More Than a Social License: Taking the Lead in Sustainable Palm Practices
By Dr Christopher Stewart, Head of Environment and Sustainability, Olam Gabon
Olam Palm Gabon (OPG) is ensuring that our social and environmental programmes will have a genuine and lasting positive impact for the communities and environment where we operate in Gabon. We see it as one of the most crucial factors of our long-term success in the country.
Our programmes are tailored to meet the needs of local communities while adhering to the broader principles of consultation and community involvement. These elements underwrite a strong social licence for us to complete the development of plantations and palm oil production facilities.
We started with a comprehensive social participatory mapping to determine areas used for subsistence agriculture, collection of non-timber forest products (NTFP) and sites of cultural significance. The results of these studies along with an Environmental Impact Assessment were shared with communities so that they could make informed decisions about their future.
If a proposed development is initially accepted, community representatives and Olam adopt procedures for consultation and identifying individuals or groups entitled to compensation, and eventually both parties agree to terms and conditions of development, which are signed and witnessed by all parties in our Social Contracts.
Across our palm plantations in Gabon (and also for rubber), Olam now has social contracts with 46 villages which include commitments to improve the lives of local people, based on their choices.
Aside from giving priority to local employment, our engagement and management plans cover health, education, lighting, transport and village farming. For example, since 2012 we have built or refurbished 14 schools and handed out 5,000 school kits; set up worker health centres and organised HIV awareness training at all our sites; drilled 60 village wells; and installed over 2,200 solar lamps for streets and homes. We have built two village cassava mills and trained small farmers to produce better yields with improved planting stock of banana, cassava and palm.
We are clearly seeing our projects changing the face of the communities – quality of housing material, new residential construction, new shops and markets, better clothes and a disciplined and well-engaged community are clear data points of change coming from the new income the community has earned.

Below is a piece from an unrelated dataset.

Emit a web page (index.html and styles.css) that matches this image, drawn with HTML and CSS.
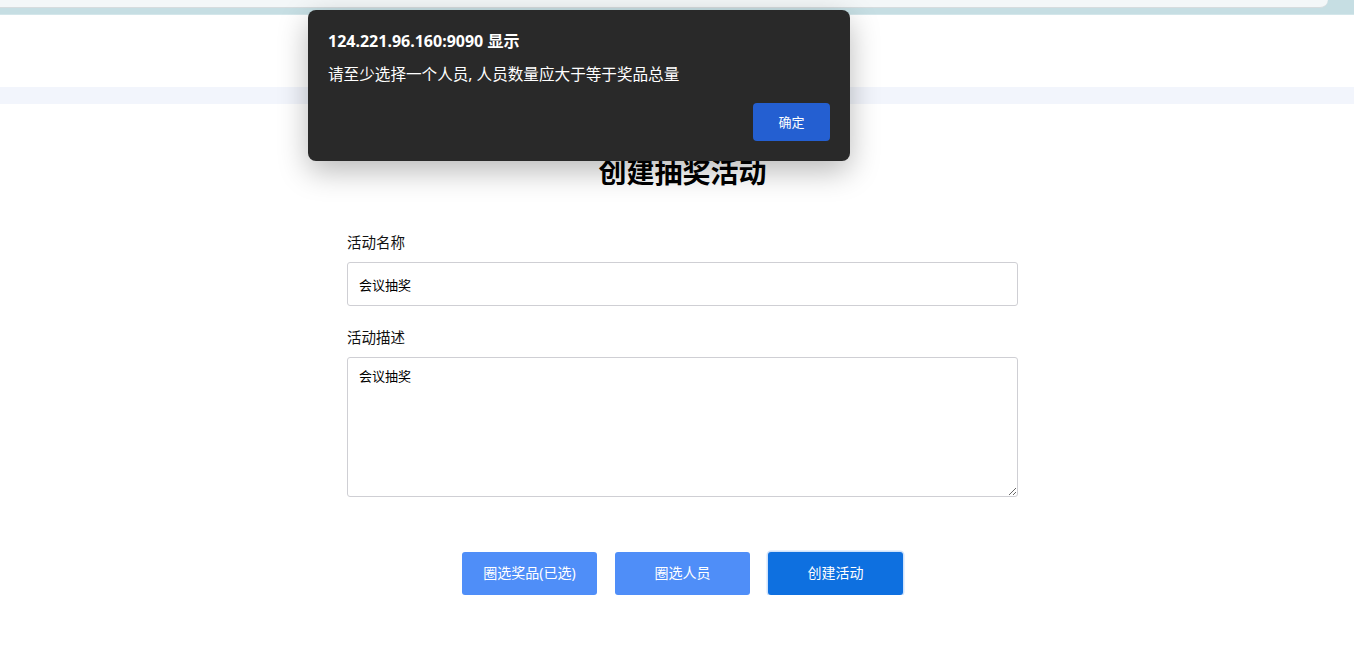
FILE: index.html
```html
<!DOCTYPE html>
<html lang="zh-CN">
<head>
<meta charset="utf-8">
<title>创建抽奖活动</title>
<link rel="stylesheet" href="styles.css">
</head>
<body>
<div class="chrome">
  <div class="chrome-bar"></div>
</div>
<div class="header"></div>
<div class="stripe"></div>
<main class="page">
  <h1 class="title">创建抽奖活动</h1>
  <form class="form">
    <label class="label">活动名称</label>
    <input class="input" type="text" value="会议抽奖">
    <label class="label label-gap">活动描述</label>
    <textarea class="textarea">会议抽奖</textarea>
    <div class="actions">
      <button type="button" class="btn btn-light">圈选奖品(已选)</button>
      <button type="button" class="btn btn-light">圈选人员</button>
      <button type="button" class="btn btn-dark">创建活动</button>
    </div>
  </form>
</main>
<div class="dialog">
  <div class="dialog-title">124.221.96.160:9090 显示</div>
  <div class="dialog-msg">请至少选择一个人员, 人员数量应大于等于奖品总量</div>
  <div class="dialog-actions">
    <button type="button" class="dialog-ok">确定</button>
  </div>
</div>
</body>
</html>
```
FILE: styles.css
```css
html, body {
  margin: 0;
  padding: 0;
  background: #ffffff;
  font-family: "Noto Sans", "Noto Sans CJK SC", sans-serif;
  color: #000;
}
.chrome {
  height: 15px;
  background: #c6dee3;
  box-sizing: border-box;
  border-bottom: 1px solid #d3e6ea;
}
.chrome-bar {
  width: 1328px;
  height: 7px;
  background: #f3f7f8;
  border-bottom: 1px solid #d6dcde;
  border-bottom-right-radius: 10px;
}
.header {
  height: 72px;
}
.stripe {
  height: 17px;
  background: #f2f5fc;
}
.page {
  display: flex;
  flex-direction: column;
  align-items: center;
  padding-left: 11px;
}
.title {
  margin: 50px 0 0;
  font-size: 28px;
  font-weight: 700;
  line-height: 36px;
  height: 36px;
}
.form {
  width: 671px;
  display: flex;
  flex-direction: column;
  margin-top: 42px;
}
.label {
  font-size: 14.5px;
  line-height: 20px;
  height: 20px;
  margin-bottom: 10px;
  color: #111;
}
.label-gap {
  margin-top: 21px;
}
.input {
  box-sizing: border-box;
  height: 44px;
  border: 1px solid #cfcfd4;
  border-radius: 3px;
  padding: 0 11px;
  font-family: inherit;
  font-size: 13px;
  color: #000;
  outline: none;
}
.textarea {
  box-sizing: border-box;
  height: 140px;
  border: 1px solid #cfcfd4;
  border-radius: 3px;
  padding: 8px 11px;
  font-family: inherit;
  font-size: 13px;
  color: #000;
  resize: both;
  outline: none;
}
.actions {
  display: flex;
  justify-content: center;
  gap: 18px;
  margin-top: 55px;
}
.btn {
  width: 135px;
  height: 43px;
  border: none;
  border-radius: 3px;
  color: #fff;
  font-family: inherit;
  font-size: 14px;
  padding: 0 0 4px;
  cursor: pointer;
}
.btn-light {
  background: #4f8ef8;
}
.btn-dark {
  background: #0e70e0;
  box-shadow: 0 0 0 1.5px #cfe2fb;
}
.dialog {
  position: absolute;
  left: 308px;
  top: 10px;
  width: 542px;
  box-sizing: border-box;
  background: #292929;
  border-radius: 8px;
  padding: 20px 20px 20px 20px;
  box-shadow: 0 10px 30px rgba(0, 0, 0, 0.28);
  color: #fff;
}
.dialog-title {
  font-weight: 700;
  font-size: 16px;
  line-height: 22px;
}
.dialog-msg {
  font-size: 15.6px;
  line-height: 20px;
  margin-top: 12px;
}
.dialog-actions {
  display: flex;
  justify-content: flex-end;
  margin-top: 19px;
}
.dialog-ok {
  width: 77px;
  height: 38px;
  border: none;
  border-radius: 4px;
  background: #245fd1;
  color: #fff;
  font-family: inherit;
  font-size: 13px;
  padding: 0 0 2px;
}
```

We are very conscious that we have a unique opportunity to be the front-runner in establishing sustainable palm plantations in Africa. We are using the Roundtable Sustainable Palm Oil Principles and Criteria (RSPO P&C) as a baseline for our sustainability framework. These have been bolstered with additional environmental and social measures, including a commitment to no deforestation or conservation of high conservation value (HCV) forests and ecosystems and high carbon stock (HCS) forests and peatlands. (Read our Plantations Code and Palm Policy which are in line with those of IFC and RSPO).
HCS+ process
The debate on sustainability has reached a mature pitch in the sector. We are at the forefront of sustainability by applying Free, Prior and Informed Consent (FPIC), Environmental & Social Impact Assessments (ESIA) and RSPO P&C to our palm plantation investments. We also want to take the lead on the conservation of HCS forests.
There is still debate on the definition of HCS forests and we continue to work with industry and scientific community partners to shape and track the development of accepted definitions. In the meantime there are several key HCS initiatives in development that will guide us on undertaking the HCS+ process in our plantation.
Gabon is the first country in Africa to have committed to reducing its Greenhouse Gas emissions by 2025 relative to its 2000 baseline under its 2015 Climate Action Plan for the UNFCCC, which includes protection of HCS and HCV forests in its land-use plan and sets out how it will deliver on its UNFCCC commitment.
The international High Carbon Stock Study Group published its Science Study Report in December 2015, in which the Technical Committee presented Olam’s Mouila landscape as a case study to guide an HCS+ process suitable for forest-rich nations. Considering all our palm plantations in Mouila, the HCS Study Group concluded that our palm project will be at least climate neutral and carbon positive (i.e. net fixation or removal of 4.8 million tonnes of carbon dioxide from the atmosphere) over the first 25 years of the project.